Every year it's the same. Cheltenham week and all conversation follows a familiar pattern:
`Had you anything today?'
`I had the first two, but my banker let me down in the big race.' etc.
All of a sudden, everyone is an expert on matters equine. For your average sports fan (who wasn't born with a betting slip in their back pocket), Cheltenham is one of the few times of year when we venture forth to pack out the bookies and queue up to place our £1 each way bets on horses we know nothing about. This is much to the obvious chagrin of the regular betting fraternity. For people with an interest in horse racing, Cheltenham is their Olympics. I know several people who every year take this week off and head across the water - a larger group takes the week off to flit between the pub and the bookies for the few days. Their visible annoyance with the `once a year punters' is quite interesting. Among those who back horses, it seems there is no tolerance of part-timers. You're either in it for the long haul, good days and bad, or not at all.
I'm sure that betting shop etiquette, the fraternal bond between regulars and their suspicion of intruders, would make a fascinating subject for final year sociology students to dissect over pints, but it won't be me!!. No, this week there are much more pressing sporting matters on the horizon.
The clubs and the people from their areas know that they are living through heady times. In Crossmaglen and Glasnevin, Athenry and the parishes of Doora and Barefield, local heroes are awaiting the big day
On Friday in Croke Park, four teams will contest the All-Ireland club finals. This will be the culmination of their year's effort and sacrifice. The All-Ireland club series has become our most significant cultural and sporting event of the year. The competition has grown in recent years to overtake the Railway Cup in significance. The simple reason for this is identity. I don't know about anyone else, but my chest doesn't exactly swell with pride if Leinster win an interprovincial game. The sight of a dewy-eyed supporters proclaiming a great day to be from Ulster, Munster, Connaught or Leinster just doesn't happen. But your club, well, sin scéal eile.
In general, people play with their local club all their lives. The ties you have with your club are quite often intertwined with family and friends. Through bereavements and weddings, through successes and failures, the club is the common bond between people of the locality and an integral, central part of their community. Anyone who has never witnessed the joy of a small parish club winning a county title or the despair of relegation must find it hard to understand the significance of playing for `Your Club'.
Quite often this week, my thoughts have wandered to the club's involved in Friday's finals. Last night in particular, during a long training run, trying to shake off the disappointment of a weekend defeat, I knew that there were other groups of players with more of a spring in their collective step. On fields in Clare, Galway, Armagh and Dublin, groups of players were putting the final touches to their preparations for Croke Park. I'm sure the same expectant buzz was apparent in all four camps. Awaiting the announcement of the first 15, treating last minute injuries, bounding around the training field with all the effervescence of newborn lambs.

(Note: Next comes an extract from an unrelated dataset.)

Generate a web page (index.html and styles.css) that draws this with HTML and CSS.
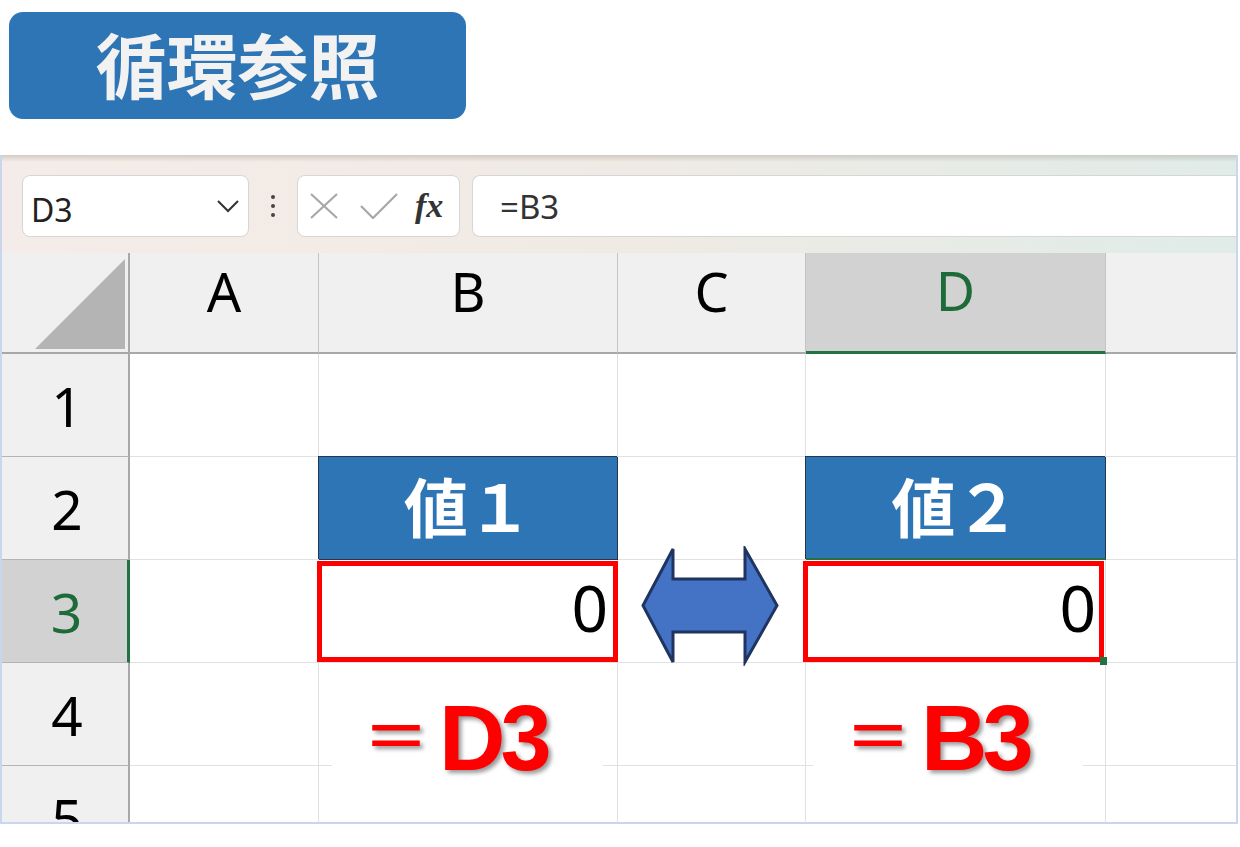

At this stage, all the hard work has been done. The tortuous heavy training, the careers put on hold and weddings postponed. All that is left now is the countdown to Friday. They run together around their respective grounds for the last time, with interested observers from the parish casting knowing eyes across them, similar to the seasoned punters who view the early morning gallops in Cheltenham for signs of form. This is all part of the giddy expectation of being involved in such a special event. The clubs and the people from their areas know that they are living through heady times. The players' places in their clubs' histories are already secured, but the big day and club players' nirvana still awaits. In Crossmaglen and Glasnevin, Athenry and the parishes of Doora and Barefield, local heroes are awaiting the day. Daydreams have strayed to winning and subsequent celebrations. Work has been put on the back burner as their focus is all trained on The Match.
Come St. Patrick's Day I'll be in Croke Park, along with thousands of fellow evangelists. I've no doubt that a fair percentage of the crowd will be club players from all over the country, there to witness the big day. The thought must occur to them all - What if? What if we hadn't been beaten in last year's county championship? Jaysus lads, it could be us!!
Well next this year is another year and hope springs eternal. The draw is already made for the county championship and it won't be long in coming around. After St. Patrick's Day, the journey will begin again. Throughout the country, teams will set their sights on county finals and beyond, sacrifices will be made and bodies pushed harder. You can't help it; it courses through your veins - other sports you can enjoy, but none affect you so deeply, so fundamentally.
Gaelic Games and in particular our clubs, provide us with a unique richness and quality in our lives that is so lacking in our increasingly homogenous modern western society. We should celebrate them, we should enjoy them, but above all else we should support them.